Jedes Blatt zweimal umdrehen

Ludwig Breiling ohne die Arbeit in Weinberg und Keller: Eigentlich ist das eine Vorstellung, die nicht stimmig ist. Denn dem Keller- und Winzermeister ist seit über 40 Jahren im Weingut Karthäuserhof die Weinbereitung ins Blut übergegangen. Mit seinem 65. Geburtstag hat er die Verantwortung an seinen Nachfolger übergeben.

 Wein als Lebensaufgabe: Ludwig Breiling ist Winzer und Kellermeister mit Hingabe und Leidenschaft für den Wein. TV-Foto: Cordula Fischer

Wein als Lebensaufgabe: Ludwig Breiling ist Winzer und Kellermeister mit Hingabe und Leidenschaft für den Wein. TV-Foto: Cordula Fischer

Ruwer-Eitelsbach/Mertesdorf. "Filigranität", "fruchtige Aromen", "feinfruchtige Säure und die Mineralität des Schiefers" und vor allem: "Der Wein muss noch nach Traube schmecken." Wenn ein Tropfen das in sich vereint, ist das für Ludwig Breiling der perfekte Wein. Und davon hat er eine ganze Menge "gemacht". Als Kellermeister und Verwalter auf dem Karthäuserhof im Nachbarort Eitelsbach und auf seinen eigenen Weinbergslagen, vornehmlich dem Mertesdorfer Herrenberg. "Ein Riesling von uns muss nicht durch immense Fülle bestechen. Der Riesling ist ein vornehmer Wein."

Seine Handschrift ist ebenso unverkennbar wie die Identität des Weinbergs. "Das Terroir ist für mich nicht nur der Boden, dazu gehört auch die Pflanze, wie man mit den Blättern umgeht, und dazu zählt auch die Kellerwirtschaft."

Seine Qualitätsphilosophie: "Im Keller so viel wie nötig und so wenig wie möglich" machen. Denn "die Natur gibt 100 Prozent der Qualität - natürlich bei guter Pflege - vor. Der Kellermeister muss versuchen, diese 100 Prozent in die Flasche zu bringen". Über die Erfolge, die Breiling vor allem mit seinem Chef Christoph Tyrell in den vergangenen Jahrzehnten auf seinem Konto verbuchen konnte, spricht der 65-Jährige wenig. Zu groß war immer neben der Herausforderung auch die Belastung: "Kann ich den Anforderungen gerecht werden?", habe er sich immer wieder gefragt. Auszeichnungen - sicher habe er sich darüber gefreut, "aber ich weiß, wie schwer es ist, das Niveau zu halten und die Erwartungshaltung immer zu erfüllen". Mehr als erfüllt hat er die Erwartungen der Weinwelt, hochgelobt und preisgekrönt sind viele der Jahrgänge, für die Breiling verantwortlich war.
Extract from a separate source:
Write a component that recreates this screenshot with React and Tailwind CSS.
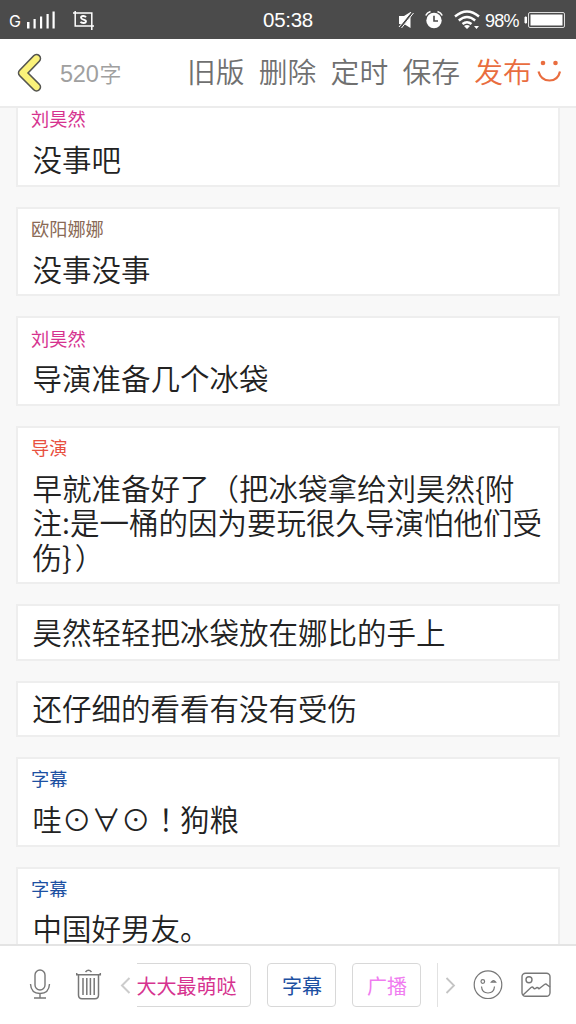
const messages = [
  { name: '刘昊然', color: 'text-[#d6338f]', text: '没事吧', size: 'h-[89.67px]' },
  { name: '欧阳娜娜', color: 'text-[#8a6a56]', text: '没事没事', size: 'h-[89.67px]' },
  { name: '刘昊然', color: 'text-[#d6338f]', text: '导演准备几个冰袋', size: 'h-[89.67px]' },
  {
    name: '导演',
    color: 'text-[#e8503f]',
    text: ['早就准备好了（把冰袋拿给刘昊然{附', '注:是一桶的因为要玩很久导演怕他们受', '伤}）'],
    size: 'h-[158.4px]',
  },
  { text: '昊然轻轻把冰袋放在娜比的手上', size: 'h-[56.2px]' },
  { text: '还仔细的看看有没有受伤', size: 'h-[56.2px]' },
  { name: '字幕', color: 'text-[#1d50a2]', text: '哇⊙∀⊙！狗粮', size: 'h-[89.67px]' },
  { name: '字幕', color: 'text-[#1d50a2]', text: '中国好男友。', size: 'h-[89.67px]' },
];

function StatusBar() {
  return (
    <div className="flex h-[39px] shrink-0 items-center bg-[#4b4b4b] text-white">
      <div className="flex w-[192px] items-center pl-[9px]">
        <span className="w-[17px] pt-[3px] font-['Inter','Liberation_Sans',sans-serif] text-[16px] leading-none">G</span>
        <svg width="30" height="20" viewBox="0 0 30 20" fill="#fff">
          <rect x="1" y="12" width="2.5" height="6.5" />
          <rect x="7.5" y="9" width="2.2" height="9.5" />
          <rect x="14" y="6.5" width="2.2" height="12" />
          <rect x="20.5" y="4" width="2.2" height="14.5" />
          <rect x="26.5" y="1.5" width="2.2" height="17" />
        </svg>
        <svg className="ml-[17px]" width="22" height="20" viewBox="0 0 22 20" fill="none" stroke="#fff" strokeWidth="1.5">
          <path d="M0 3H18.8V20M2.2 1V16H21" />
          <path d="M13 7.2C12 5.6 8 5.4 8 7.8C8 10 13 9 13 11.3C13 13.6 8.5 13.4 7.5 11.8" strokeWidth="1.8" />
        </svg>
      </div>
      <div className="w-[192px] pt-[2px] text-center font-['Liberation_Sans',sans-serif] text-[20.5px] leading-none tracking-[-0.3px]">05:38</div>
      <div className="flex w-[192px] items-center">
        <svg className="ml-[14px]" width="17" height="18" viewBox="0 0 17 18">
          <path d="M1 5H6L12.5 1V17L6 13H1Z" fill="#fff" />
          <path d="M2.5 16.5L14.5 1.5" stroke="#4b4b4b" strokeWidth="2.6" />
          <path d="M1 16L13 1M3.5 17L15.5 2" stroke="#fff" strokeWidth="1" />
        </svg>
        <svg className="ml-[10px]" width="18" height="19" viewBox="0 0 18 19">
          <circle cx="9" cy="10.5" r="7.7" fill="#fff" />
          <path d="M0.8 5.5Q2 2.5 5.5 1.5M12.5 1.5Q16 2.5 17.2 5.5" fill="none" stroke="#fff" strokeWidth="1.6" />
          <path d="M9 5.8V11H13" fill="none" stroke="#4b4b4b" strokeWidth="1.6" />
        </svg>
        <svg className="ml-[11px]" width="27" height="19" viewBox="0 0 27 19" fill="none" stroke="#fff" strokeWidth="2.4">
          <path d="M1 6.5Q13 -3.5 25 6.5M4.8 10.5Q13 3.5 21.2 10.5M8.5 14Q13 10.3 17.5 14" />
          <path d="M10 16Q13 13.8 16 16L13 19ZM20 16H25L22.5 19Z" fill="#fff" stroke="none" />
        </svg>
        <span className="ml-[4px] w-[36px] pt-[2px] font-['Liberation_Sans',sans-serif] text-[18px] leading-none tracking-[-0.8px]">98%</span>
        <svg className="ml-[3px]" width="42" height="18" viewBox="0 0 42 18">
          <path d="M2.5 6H1V12H2.5Z" fill="#fff" stroke="#fff" />
          <rect x="4.5" y="1.5" width="36" height="15" rx="1.5" fill="none" stroke="#ddd" />
          <rect x="6.5" y="3.5" width="32" height="11" fill="#fff" />
        </svg>
      </div>
    </div>
  );
}

function Header() {
  return (
    <header className="flex h-[69px] shrink-0 items-center border-b-2 border-[#ececec] bg-white font-[350]">
      <svg className="ml-[16px]" width="27" height="42" viewBox="0 0 27 42" fill="none" strokeLinecap="round" strokeLinejoin="round">
        <path d="M20.5 6.5L6.5 21L20.5 35" stroke="#555550" strokeWidth="9.5" />
        <path d="M20.5 6.5L6.5 21L20.5 35" stroke="#fbf27a" strokeWidth="6.2" />
      </svg>
      <span className="ml-[17px] w-[127px] pt-[3px] text-[#a0a0a0]">
        <span className="font-['Liberation_Sans',sans-serif] text-[23.5px] tracking-[-0.2px]">520</span>
        <span className="ml-px text-[22px]">字</span>
      </span>
      <nav className="flex gap-[14.2px] whitespace-nowrap pb-[3px] text-[28.8px] leading-none text-[#707070]">
        <span>旧版</span>
        <span>删除</span>
        <span>定时</span>
        <span>保存</span>
        <span className="text-[#e96d3f]">发布</span>
      </nav>
      <svg className="mb-[3px] ml-[5px]" width="25" height="24" viewBox="0 0 25 24" fill="none" stroke="#e96d3f">
        <circle cx="6" cy="4" r="2.3" fill="#e96d3f" stroke="none" />
        <circle cx="18.5" cy="4" r="2.3" fill="#e96d3f" stroke="none" />
        <path d="M1.5 12.5Q4 21.5 12.5 21.5Q21 21.5 23 12.5" strokeWidth="2.2" />
      </svg>
    </header>
  );
}

// Closing brackets and exclamation marks sit nearer the middle of their cell.
const shifts = { '）': 'pl-[3px]', '！': '-mr-[8px] pl-[8px]' };

function Line({ children }) {
  return (
    <div>
      {children.split(/([）！])/).map((part, index) =>
        shifts[part] ? (
          <span key={index} className={shifts[part]}>{part}</span>
        ) : (
          part
        ),
      )}
    </div>
  );
}

function Message({ name, color, text, size }) {
  const lines = Array.isArray(text) ? text : [text];
  return (
    <article className={`${size} shrink-0 border-2 border-[#eeeeee] bg-white pl-[13px]`}>
      {name && <div className={`${color} mt-[8.2px] h-[22px] text-[18.2px] leading-[22px]`}>{name}</div>}
      <div className={`${name ? 'mt-[11.6px]' : 'mt-[7.8px]'} ml-[1.5px] whitespace-nowrap text-[29.5px] leading-[34.4px] font-[350] text-[#222]`}>
        {lines.map((line) => (
          <Line key={line}>{line}</Line>
        ))}
      </div>
    </article>
  );
}

function Chip({ className, children }) {
  return (
    <button className={`flex h-[44px] shrink-0 items-center justify-center rounded-[4px] border-[1.5px] border-[#d8d8d8] pt-px pl-px text-[20px] ${className}`}>
      {children}
    </button>
  );
}

function Footer() {
  return (
    <footer className="flex h-[80px] shrink-0 items-center border-t-2 border-[#e4e4e4] bg-white">
      <svg className="ml-[29px]" width="22" height="32" viewBox="0 0 22 32" fill="none" stroke="#777" strokeWidth="1.4">
        <rect x="6" y="1" width="10" height="20" rx="5" />
        <path d="M1.5 15Q2 24.5 11 24.5Q20 24.5 20.5 15M11 24.5V29M5 29H17" />
      </svg>
      <svg className="ml-[25px]" width="26" height="32" viewBox="0 0 26 32" fill="none" stroke="#777" strokeWidth="1.5">
        <path d="M0.7 4V5.7H24.3V4M9.5 3Q12.5 -0.5 15.5 3M2.5 6V26Q2.5 29.7 6 29.7H19Q22.5 29.7 22.5 26V6M7 9V26M10.8 9V26M14.4 9V26M18.2 9V26" />
      </svg>
      <svg className="ml-[18px]" width="11" height="18" viewBox="0 0 11 18" fill="none" stroke="#ccc" strokeWidth="2">
        <path d="M9.5 2L2 9.5L9.5 17" />
      </svg>
      <div className="ml-[6px] flex w-[284px] justify-end gap-[16px] overflow-hidden">
        <Chip className="w-[130px] text-[#d6338f]">大大最萌哒</Chip>
        <Chip className="w-[69px] text-[#1d50a2]">字幕</Chip>
        <Chip className="w-[69px] text-[#f07cf0]">广播</Chip>
      </div>
      <div className="ml-[16px] h-[44px] w-px bg-[#e2e2e2]" />
      <svg className="ml-[7px]" width="11" height="18" viewBox="0 0 11 18" fill="none" stroke="#c4c4c4" strokeWidth="1.8">
        <path d="M1.5 2L9 9.5L1.5 17" />
      </svg>
      <svg className="ml-[17px]" width="30" height="30" viewBox="0 0 30 30" fill="none" stroke="#777" strokeWidth="1.2">
        <circle cx="15" cy="14.7" r="13.8" />
        <circle cx="9.8" cy="11.5" r="1.8" />
        <path d="M18.3 12.2Q20.5 9 22.7 12.2ZM8.5 16.5Q9 23 15 23Q21 23 21.5 16.5" />
      </svg>
      <svg className="ml-[18px]" width="30" height="26" viewBox="0 0 30 26" fill="none" stroke="#777" strokeWidth="1.4">
        <rect x="1" y="1.2" width="28" height="23" rx="3.5" />
        <circle cx="8" cy="7.7" r="3" />
        <path d="M2 23L10 15.5Q11.5 14.5 12.5 16Q13.5 17.5 15 16L16 15.5Q17 15.5 18 16.7L23.5 12.5Q25 11.6 26 12.7L29 15" />
      </svg>
    </footer>
  );
}

export default function App() {
  return (
    <div className="flex h-[1024px] w-[576px] flex-col overflow-hidden bg-[#f8f8f8] font-['Noto_Sans_CJK_SC',sans-serif]">
      <StatusBar />
      <Header />
      <main className="min-h-0 flex-1 overflow-hidden">
        <div className="-mt-[10.9px] flex flex-col gap-5 px-4">
          {messages.map((message, index) => (
            <Message key={index} {...message} />
          ))}
        </div>
      </main>
      <Footer />
    </div>
  );
}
Aber erst im Rückblick könne er richtigen Stolz auf das Erreichte empfinden, und das ohne die Last der Verantwortung auf seinen Schultern zu spüren. Gleichzeitig mit seinem 65. Geburtstag hat Ludwig Breiling sein Berufsleben beendet. Ein konsequenter Schnitt. "Das war mir wichtig, damit ich meinem Nachfolger freie Hand geben kann." Einiges nachholen will er, sich seiner Familie widmen, und dann sind da ja noch der Sportverein und der Gemeinderat, wo er sich bereits in der vierten Amtszeit engagiert.

Trockenbeerenauslese ist das Maß aller Dinge



Aber vor allem "habe ich jetzt Zeit, jedes Blatt zweimal umzudrehen", sagt Breiling, denn den eigenen Weinberg pflegt er mit Hingabe. Mühsam aufgebaut, hat er in den 70er und 80er Jahren lange Durststrecken überstehen müssen. "Der Durchbruch kam mit dem 1990er", erinnert er sich und erzählt die Anekdote, wie seine Frau Rita und er die trockene Spätlese sonntagsmorgens verkostet haben und nicht sicher waren, ob sie den Wein abfüllen sollen. Später hat Landtagspräsident Christoph Grimm die Spätlese als schöne Rückbesinnung an die Trierer Heimat mit nach Mainz genommen. "Das Maß aller Dinge" - Trockenbeerenauslesen - zu ernten, "war mir nur zweimal die Möglichkeit gegeben"; er nennt die Jahrgänge 1989 und 2007. Und einen besonderen Eiswein brachte er in einer ebensolchen Nacht ein: es war die Nacht, als seine Eltern goldene Hochzeit feierten.